Other factors have also played a role in contaminating beaches, including increasingly severe weather that overwhelms sewage systems, and suburban sprawl that paves over natural areas and reduces the ecosystem’s ability to absorb stormwater, Rumpler said.

But many people plan to jump in the ocean anyway. Despite a two-day warning of elevated fecal indicator bacteria last month at Rehoboth Beach, Delaware, beachgoer Yaromyr Oryshkevych was not concerned.

“I really don’t expect to be in any kind of danger of fecal contamination,” said Oryshkevych, a retired dentist. He said he didn’t think Rehoboth was close enough to notable pollution to be concerned, and he expected the ocean’s natural currents to take care of any problems with contamination in the area.

Dana West, a federal worker visiting Rehoboth Beach, recalled an instance earlier this year where a dozen members of his vacationing party experienced gastrointestinal issues.

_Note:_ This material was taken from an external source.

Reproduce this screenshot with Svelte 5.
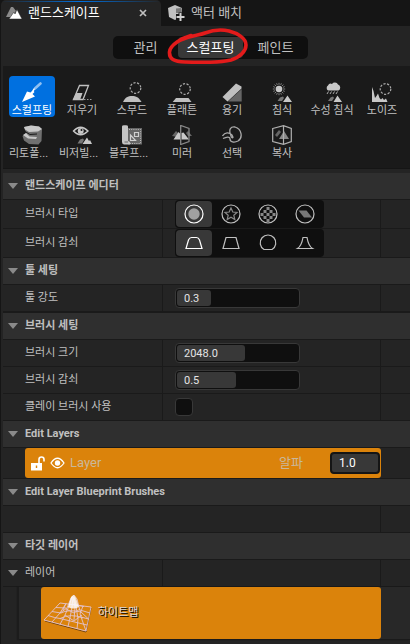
<script>
  const modes = ['관리', '스컬프팅', '페인트'];
  let mode = $state('스컬프팅');

  const tools = [
    { id: 'sculpt', label: '스컬프팅' },
    { id: 'erase', label: '지우기' },
    { id: 'smooth', label: '스무드' },
    { id: 'flatten', label: '플래튼' },
    { id: 'ramp', label: '융기' },
    { id: 'erosion', label: '침식' },
    { id: 'hydro', label: '수성 침식' },
    { id: 'noise', label: '노이즈' },
    { id: 'retopo', label: '리토폴...', cut: true },
    { id: 'visibility', label: '비저빌...', cut: true },
    { id: 'blueprint', label: '블루프...', cut: true },
    { id: 'mirror', label: '미러' },
    { id: 'select', label: '선택' },
    { id: 'copy', label: '복사' }
  ];
  let tool = $state('sculpt');

  const brushTypes = ['circle', 'alpha', 'pattern', 'component'];
  const falloffs = ['smooth', 'linear', 'spherical', 'tip'];
  let brushType = $state('circle');
  let falloff = $state('smooth');
</script>

{#snippet header(title)}
  <h2 class="section"><button class="fold"><i class="arrow"></i>{title}</button></h2>
{/snippet}

{#snippet slider(id, label, value, fill)}
  <div class="row">
    <label class="name" for={id}>{label}</label>
    <div class="value">
      <div class="number">
        <span class="track"><span class="fill" style="width: {fill}%"></span></span>
        <input {id} type="text" {value} />
      </div>
    </div>
    <div class="reset"></div>
  </div>
{/snippet}

{#snippet toolIcon(id)}
  <svg class="icon" viewBox="0 0 20 20" width="20" height="20" aria-hidden="true">
    {#if id === 'sculpt'}
      <path d="M0 20 5 9.5 8.5 10.5 11 8.5 12.5 10 10.5 12 13 14.5Z" fill="#fff" />
      <path d="M10 10.5 12.5 6.5 14 6.5" stroke="#fff" stroke-width="1.5" fill="none" />
      <path d="M13.5 6 18.5 1.5" stroke="#8fc0f2" stroke-width="2.6" stroke-linecap="round" />
    {:else if id === 'erase'}
      <path d="M7.5 3.5H16.5L11 17.5H1.5Z" fill="#1a1a1a" stroke="#c0c0c0" stroke-width="1.3" />
      <path d="M4.300 11H10.5L8 18H.7Z" fill="#c0c0c0" />
      <path d="M12 17.5H20" stroke="#999" stroke-dasharray="1.5 1.5" />
    {:else if id === 'smooth'}
      <circle cx="13.5" cy="6" r="5.3" class="dash" />
      <path d="M1 20C3 15.5 6 14 10 14S17 15.5 19.5 20Z" fill="#c0c0c0" />
    {:else if id === 'flatten'}
      <circle cx="13" cy="7" r="5.3" class="dash" />
      <path d="M4 16H16.5L19.5 20H.7Z" fill="#c0c0c0" />
    {:else if id === 'ramp'}
      <path d="M6 19.5 19.7 7V19.5Z" fill="#666" />
      <path d="M.5 15 14 1.5 19.5 4.5V6.5L5.5 19.5Z" fill="#c0c0c0" />
    {:else if id === 'erosion'}
      <path d="M7 .8V13.2M.8 7H13.2M2.6 2.6 11.4 11.4M11.4 2.6 2.6 11.4M4.6 1.3 9.4 12.7M9.4 1.3 4.6 12.7M1.3 4.6 12.7 9.4M1.3 9.4 12.7 4.6" stroke="#999" stroke-width=".8" />
      <circle cx="7" cy="7" r="4.3" fill="#1a1a1a" /><circle cx="7" cy="7" r="3.3" fill="#c8c8c8" />
      <path d="M5.5 19 8 15.5 11 14.5 12 16 10 19Z" fill="#777" />
      <path d="M11 20 15.5 13.5 17.5 16.5 20 20Z" fill="#c8c8c8" />
    {:else if id === 'hydro'}
      <path d="M6 8.5A3 3 0 0 1 6 3.5 3 3 0 0 1 10 2 3.5 3.5 0 0 1 16 2.5 3.3 3.3 0 0 1 16.5 8.5Z" fill="#c8c8c8" />
      <path d="M6.5 9.5 5 12M9.5 9.5 8 12M12.5 9.5 11 12M15.5 9.5 14 12" stroke="#aaa" />
      <path d="M6 19 8.5 15.5 11 14.5 12 16 10 19Z" fill="#777" />
      <path d="M11.5 20 15.5 13.5 17.5 16.5 20 20Z" fill="#c8c8c8" />
    {:else if id === 'noise'}
      <circle cx="13.5" cy="7" r="5.3" class="dash" />
      <path d="M0 20V5L1.5 9 3 16 4.5 14 6 11.5 7.5 16 9 17.5 10.5 16 12 18 14 16.5 15.5 20Z" fill="#c8c8c8" />
    {:else if id === 'retopo'}
      <path d="M2 2 9 .5 17 1.5 20 4 19.5 16 16.5 19.5 7 19 2 15.5 .5 11 4 8Z" fill="#707070" />
      <path d="M2 2 9 .5 17 1.5 20 4 16 6.5 7 7 3 4.5Z" fill="#c8c8c8" />
      <path d="M1 10 4 8 7.5 11.5 15 12 14 14 6 13.5Z" fill="#c8c8c8" />
      <path d="M3 6.5 8 9.5 15 9" stroke="#1a1a1a" fill="none" />
    {:else if id === 'visibility'}
      <path d="M1.5 6Q8.5-1.5 16 6Q8.5 13.5 1.5 6Z" fill="none" stroke="#c8c8c8" stroke-width="1.4" />
      <circle cx="8.7" cy="6" r="3" fill="#c8c8c8" /><circle cx="9.5" cy="5" r="1" fill="#1a1a1a" />
      <path d="M5.5 18.5 8 14.5 11 13.5 12 15 10 18.5Z" fill="#777" />
      <path d="M10.5 19 15 12.5 17 16 18 15 20 19Z" fill="#c8c8c8" />
    {:else if id === 'blueprint'}
      <path d="M6 3H20V19.5H6Z" fill="#666" />
      <path d="M7 4.5H18.5V18.5H7" stroke="#bbb" stroke-dasharray="1 1.2" fill="none" />
      <path d="M12.5 7.5H16.5V11.5H12.5ZM8.5 10V15.5H13.5Z" fill="none" stroke="#d0d0d0" stroke-width="1.2" />
      <path d="M0 1.5Q0 .3 2 .3H4Q6 .3 6 1.5V16Q9 16.5 8 19.5H2Q0 19 0 17Z" fill="#c4c4c4" />
      <path d="M2.5 17H6" stroke="#666" />
    {:else if id === 'mirror'}
      <path d="M0 11 4 6 8 10 6 12ZM14 8 16 6 20 11H16Z" fill="#666" />
      <path d="M1.5 14.5 6.5 7 8.5 9V14.5ZM9.5 8 11.5 7.5 17 14.5H9.5Z" fill="#c8c8c8" />
      <path d="M8.7.5V19.5L17 16.5V3.5Z" fill="none" stroke="#888" stroke-width="1.3" />
    {:else if id === 'select'}
      <path d="M.5 11C3 7 7 7 10 10C12 13 10 14 9 11C6 4 9 1.5 13 2C20 4 21 13 16 16C12 18 8 17 8 14C8 11 4 12 1 13.5" fill="none" stroke="#aaa" stroke-width="1.3" />
    {:else if id === 'copy'}
      <path d="M3 10 7 5 9 7 5 12Z" fill="#666" />
      <path d="M7 14 12 6 17 14Z" fill="#888" />
      <path d="M.7 3.5 11.5.7 19.3 3.5V16.5L11.5 19.3.7 16.5ZM11.5.7V19.3" fill="none" stroke="#b0b0b0" stroke-width="1.2" />
    {/if}
  </svg>
{/snippet}

{#snippet brushIcon(id)}
  <svg viewBox="0 0 20 20" width="20" height="20" aria-hidden="true">
    <circle cx="10" cy="10" r="9" fill="none" stroke="currentColor" stroke-width="1.2" />
    {#if id === 'circle'}
      <circle cx="10" cy="10" r="5.7" fill="#a0a0a0" />
    {:else if id === 'alpha'}
      <path d="M10 4 11.8 8 16 8.4 12.8 11.2 13.8 15.5 10 13.2 6.2 15.5 7.2 11.2 4 8.4 8.2 8Z" fill="none" stroke="#888" stroke-width="1.2" />
    {:else if id === 'pattern'}
      <path d="M8.5 3H11.5V6H8.5ZM5.5 6H8.5V9H5.5ZM11.5 6H14.5V9H11.5ZM2.5 9H5.5V12H2.5ZM8.5 9H11.5V12H8.5ZM14.5 9H17.5V12H14.5ZM5.5 12H8.5V15H5.5ZM11.5 12H14.5V15H11.5ZM8.5 15H11.5V18H8.5Z" fill="#888" />
    {:else}
      <path d="M3.5 6.5H11.5L17 13.5H9Z" fill="#777" />
    {/if}
  </svg>
{/snippet}

{#snippet falloffIcon(id)}
  <svg viewBox="0 0 20 20" width="20" height="20" fill="none" stroke="currentColor" stroke-width="1.2" aria-hidden="true">
    {#if id === 'smooth'}
      <path d="M2 15.5H18L15.5 7Q14.5 4.5 12.5 4.5H7.5Q5.5 4.5 4.5 7Z" />
    {:else if id === 'linear'}
      <path d="M2 15.5H18L15 4.5H5Z" />
    {:else if id === 'spherical'}
      <path d="M6 16.5H14A7.8 7.8 0 1 0 6 16.5Z" />
    {:else}
      <path d="M2.5 15.5H17.5Q13.5 13 12 4.5H8Q6.5 13 2.5 15.5Z" />
    {/if}
  </svg>
{/snippet}

<main>
  <nav class="tabs">
    <div class="tab active">
      <svg viewBox="0 0 16 14" width="16" height="14" aria-hidden="true">
        <path d="M0 11 5 1 7 1 10 5 6 11Z" fill="#8a8a8a" />
        <path d="M3 13 8 6 9 8 11 3.5 16 13Z" fill="#fff" stroke="#242424" stroke-width=".5" />
      </svg>
      <span class="title">랜드스케이프</span>
      <button class="close" aria-label="닫기">
        <svg viewBox="0 0 8 8" width="8" height="8"><path d="M1 1 7 7M7 1 1 7" stroke="#c0c0c0" stroke-width="1.7" /></svg>
      </button>
    </div>
    <div class="tab">
      <svg viewBox="0 0 17 17" width="17" height="17" aria-hidden="true">
        <path d="M0 3 7 0 14 3 13.5 9H8V14.5L7 15 1 12Z" fill="#c0c0c0" />
        <path d="M8 3.5 13.5 3V8H8Z" fill="#777" />
        <path d="M12.5 7.5V16.5M8 12H17" stroke="#151515" stroke-width="4" />
        <path d="M12.5 8V16M8.5 12H16.5" stroke="#d0d0d0" stroke-width="2" />
      </svg>
      <span class="title">액터 배치</span>
    </div>
  </nav>

  <div class="panel">
    <div class="modebar">
      <div class="modes">
        {#each modes as m}
          <button class:on={mode === m} onclick={() => (mode = m)}>{m}</button>
        {/each}
        <svg class="mark" viewBox="0 0 82 36" width="82" height="36" aria-hidden="true">
          <path d="M24 7.5C15 10 3 17 2.5 24C2 31 7 33.5 18 34C32 34.500 52 35 64 32C73 29.5 79 23 79 17C79 10 70 5 62 3C53 1 46 2 38 5C31 8 25 6.5 14 12" fill="none" stroke="#e31b1b" stroke-width="3.6" stroke-linecap="round" />
        </svg>
      </div>
    </div>

    <div class="tools">
      {#each tools as t}
        <button class="tool" class:on={tool === t.id} onclick={() => (tool = t.id)}>
          {@render toolIcon(t.id)}
          <span class:cut={t.cut}>{t.label}</span>
        </button>
      {/each}
    </div>

    {@render header('랜드스케이프 에디터')}
    <div class="row tall">
      <span class="name">브러시 타입</span>
      <div class="value">
        <div class="segments" role="group" aria-label="브러시 타입">
          {#each brushTypes as b}
            <button class:on={brushType === b} aria-label={b} onclick={() => (brushType = b)}>{@render brushIcon(b)}</button>
          {/each}
        </div>
      </div>
      <div class="reset"></div>
    </div>
    <div class="row tall">
      <span class="name">브러시 감쇠</span>
      <div class="value">
        <div class="segments" role="group" aria-label="브러시 감쇠">
          {#each falloffs as f}
            <button class:on={falloff === f} aria-label={f} onclick={() => (falloff = f)}>{@render falloffIcon(f)}</button>
          {/each}
        </div>
      </div>
      <div class="reset"></div>
    </div>

    {@render header('툴 세팅')}
    {@render slider('strength', '툴 강도', '0.3', 28)}
    <div class="divider"></div>

    {@render header('브러시 세팅')}
    {@render slider('size', '브러시 크기', '2048.0', 56)}
    {@render slider('falloff', '브러시 감쇠', '0.5', 49)}
    <div class="row">
      <label class="name" for="clay">클레이 브러시 사용</label>
      <div class="value"><input id="clay" type="checkbox" /></div>
      <div class="reset"></div>
    </div>

    {@render header('Edit Layers')}
    <div class="layer-row">
      <div class="layer">
        <svg viewBox="0 0 14 15" width="14" height="15" aria-hidden="true">
          <path d="M0 7H11V14.5H0Z" fill="#fff" />
          <path d="M8 7V3.5Q8 1 10.5 1T13 3.5V5.5" fill="none" stroke="#fff" stroke-width="1.6" />
          <path d="M5.5 9.5V12" stroke="#db830b" stroke-width="1.4" />
        </svg>
        <svg viewBox="0 0 15 12" width="15" height="12" aria-hidden="true">
          <path d="M1 6Q7.5-3.5 14 6Q7.5 15.5 1 6Z" fill="none" stroke="#fff" stroke-width="1.3" />
          <circle cx="7.5" cy="6" r="2.7" fill="#fff" />
        </svg>
        <span class="layer-name">Layer</span>
        <label for="alpha">알파</label>
        <input id="alpha" type="text" value="1.0" />
      </div>
    </div>

    {@render header('Edit Layer Blueprint Brushes')}
    <div class="row blank">
      <div class="span"></div>
      <div class="reset"></div>
    </div>

    {@render header('타깃 레이어')}
    <div class="row">
      <button class="name fold"><i class="arrow"></i>레이어</button>
      <div class="value"></div>
      <div class="reset"></div>
    </div>
    <div class="target-row">
      <div class="target">
        <svg viewBox="0 0 49 39" width="49" height="39" fill="none" aria-hidden="true">
          <path d="M2 27 43 38 48 14" stroke="#6d4210" />
          <g stroke="#e3c3cf" stroke-width=".9">
            <path d="M1 26 17 9 48 13 43 37ZM5 21.5Q12 24 17 24.500L44 31M9 17.500 18 19M38 23 45.500 25M13 13.5 23 14M37 16 47 19" />
            <path d="M9 28 17 19 23 9.500M17 30.5 22 21M25 32.5 27 24M34 35 35 25M23 9.500 20 16M40 12 37 20 43 37M30 10.5 41 12.5" />
            <path d="M17 19 24 14 28 4 31 1 34 5 37 17 45.500 25M22 21 26 12 29 3M27 24 29 13 30 3 32 13 31 26M35 25 33 12 31 3M18 19Q25 15 38 18M17 24.500Q28 19 40 24M22 21 31 27 39 21M23 15 31 19 37 15" />
          </g>
          <path d="M25 13 28 3Q31-1 33 4L36 13Q30 16 25 13Z" fill="#fff" opacity=".8" />
        </svg>
        <span>하이트맵</span>
      </div>
    </div>
    <div class="rest"></div>
  </div>
</main>

<style>
  :global(body) {
    margin: 0;
    background: #242424;
  }
  main {
    min-height: 100vh;
    display: flex;
    flex-direction: column;
    overflow: hidden;
    background: #242424;
    color: #c0c0c0;
    font: 11px/16px Roboto, 'Noto Sans CJK KR', sans-serif;
  }
  button,
  input {
    margin: 0;
    padding: 0;
    border: 0;
    background: none;
    color: inherit;
    font: inherit;
  }
  svg {
    display: block;
    flex: none;
  }

  .tabs {
    display: flex;
    height: 26px;
    background: #151515;
    font-size: 13px;
  }
  .tab {
    display: flex;
    align-items: center;
    gap: 6px;
    padding-left: 7px;
  }
  .tab.active {
    width: 155px;
    margin-left: 1px;
    padding-left: 5px;
    border-radius: 5px 5px 0 0;
    background: linear-gradient(90deg, #242424, #0070e0 50%, #242424) 0 1px / 100% 1px no-repeat, #242424;
    color: #fff;
  }
  .tab.active .title {
    flex: 1;
  }
  .close {
    padding: 4px 14px 4px 4px;
  }

  .panel {
    flex: 1;
    display: flex;
    flex-direction: column;
    border-left: 1px solid #151515;
    padding-left: 2px;
  }
  .modebar {
    display: flex;
    justify-content: center;
    padding: 10px 0 7px 8px;
  }
  .modes {
    position: relative;
    display: flex;
    border-radius: 5px;
    background: #0f0f0f;
    font-size: 13px;
  }
  .modes button {
    width: 65px;
    height: 21px;
    margin: 1px 0;
    border-radius: 4px;
  }
  .modes button.on {
    background: #383838;
    color: #fff;
  }
  .mark {
    position: absolute;
    left: 54px;
    top: -8px;
    pointer-events: none;
  }

  .tools {
    display: grid;
    grid-template-columns: repeat(auto-fill, 50px);
    grid-auto-rows: 43px;
    padding: 10px 3px 6px 4px;
    margin-bottom: 4px;
    border-bottom: 1px solid #151515;
    background: #1a1a1a;
  }
  .tool {
    display: flex;
    flex-direction: column;
    align-items: center;
    gap: 1px;
    width: 46px;
    height: 41px;
    margin-left: 2px;
    padding-top: 6px;
    border-radius: 4px;
    white-space: nowrap;
  }
  .tool.on {
    background: #0070e0;
    color: #fff;
  }
  .cut {
    align-self: flex-start;
  }
  .dash {
    fill: none;
    stroke: #aaa;
    stroke-width: 1.2;
    stroke-dasharray: 2.2 1.5;
  }

  .section {
    margin: 0;
    height: 26px;
    border-bottom: 1px solid #1a1a1a;
    background: #2f2f2f;
    font: inherit;
    font-weight: 700;
  }
  .fold {
    display: flex;
    align-items: center;
    gap: 7px;
    width: 100%;
    height: 100%;
    padding-left: 5px;
    text-align: left;
  }
  .arrow {
    border: 5px solid transparent;
    border-top: 6px solid #8a8a8a;
    border-bottom: 0;
  }
  .row {
    display: grid;
    grid-template-columns: 160px 1fr 29px;
    height: 26px;
    border-bottom: 1px solid #1a1a1a;
  }
  .row.tall {
    height: 28px;
  }
  .name {
    display: flex;
    align-items: center;
    box-sizing: border-box;
    padding-left: 22px;
    border-right: 1px solid #1a1a1a;
  }
  .name.fold {
    padding-left: 5px;
  }
  .value {
    display: flex;
    align-items: center;
    padding-left: 12px;
    border-right: 1px solid #1a1a1a;
  }
  .span {
    grid-column: 1 / 3;
    border-right: 1px solid #1a1a1a;
  }
  .divider {
    height: 1px;
    background: #1a1a1a;
  }

  .segments {
    display: flex;
    gap: 1px;
    padding: 1px;
    border-radius: 4px;
    background: #0f0f0f;
  }
  .segments button {
    display: flex;
    align-items: center;
    justify-content: center;
    width: 36px;
    height: 26px;
    border-radius: 4px;
  }
  .segments .on {
    background: #383838;
    color: #fff;
  }

  .number {
    position: relative;
    box-sizing: border-box;
    width: 125px;
    height: 20px;
    border: 1px solid #383838;
    border-radius: 4px;
    background: #0f0f0f;
  }
  .track {
    position: absolute;
    inset: 1px;
  }
  .fill {
    display: block;
    height: 100%;
    border-radius: 3px;
    background: #383838;
  }
  .number input {
    position: relative;
    display: block;
    box-sizing: border-box;
    width: 100%;
    height: 18px;
    padding-left: 8px;
    color: #e4e4e4;
  }
  input[type='checkbox'] {
    appearance: none;
    box-sizing: border-box;
    width: 18px;
    height: 18px;
    border: 1px solid #383838;
    border-radius: 4px;
    background: #0f0f0f;
  }

  .layer-row {
    padding: 0 29px 0 22px;
    border-bottom: 1px solid #1a1a1a;
  }
  .layer {
    display: flex;
    align-items: center;
    height: 30px;
    gap: 5px;
    padding-left: 6px;
    border-radius: 3px;
    background: #db830b;
    color: #c9b79a;
    font-size: 13px;
  }
  .layer-name {
    flex: 1;
  }
  .layer label {
    margin-right: 22px;
  }
  .layer input {
    box-sizing: border-box;
    width: 50px;
    height: 22px;
    padding-left: 7px;
    margin-right: 1px;
    border: 2px solid #151515;
    border-radius: 4px;
    background: #383838;
    color: #fff;
    font-size: 12px;
  }
  .target-row {
    padding: 0 29px 0 22px;
    margin-left: 16px;
    border-bottom: 1px solid #1a1a1a;
    box-shadow: -2px 0 1px #1c1c1c;
    background: #282828;
  }
  .target {
    display: flex;
    align-items: center;
    height: 52px;
    gap: 6px;
    padding-left: 2px;
    border-radius: 3px;
    background: #db830b;
    color: #d8d8d8;
    text-shadow: 1px 1px 0 #000;
  }
  .rest {
    flex: 1;
  }
</style>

The symptoms occurred after they went on a snorkeling excursion, an activity that increases the likelihood of swallowing seawater, off the coast of Isla Mujeres, Mexico.

It was an unpleasant experience, but he doesn’t expect a repeat this weekend in Delaware.

“But generally, I have no concerns about the level of fecal and bacterial matter,” said West while admiring Rehoboth’s shore. ”I assume the local authorities will tell us if there are higher levels than normal.”

Despite West’s confidence, some beaches in the area of Rehoboth, including nearby Rehoboth Bay and Dewey Beach bayside, were indeed under water adviseries this week. Such adviseries are not always posted on public signs.

Environment America assessed beach safety in its report by examining whether fecal bacteria levels exceeded standards set by the US Environmental Protection Agency that trigger an alert to avoid the water. Fecal bacteria at those levels can cause illness in 32 out of every 1,000 swimmers.

In North Carolina, five beaches were under adviseries in late August because of elevated levels of fecal bacteria. The beaches are open, but swimmers are advised that going in the water could be risky, said Erin Bryan-Millush, environmental program supervisor with the North Carolina Department of Environmental Quality.

Hurricane Erin caused extensive erosion and storm surge in some coastal areas, according to the Department of Environmental Quality. Heavy rain events this summer also exacerbated the contamination problem in some areas, Bryan-Millush said.

“Those storm drains carry everything,” Bryan-Millush said. “It could be really bad for someone who is immune compromised.”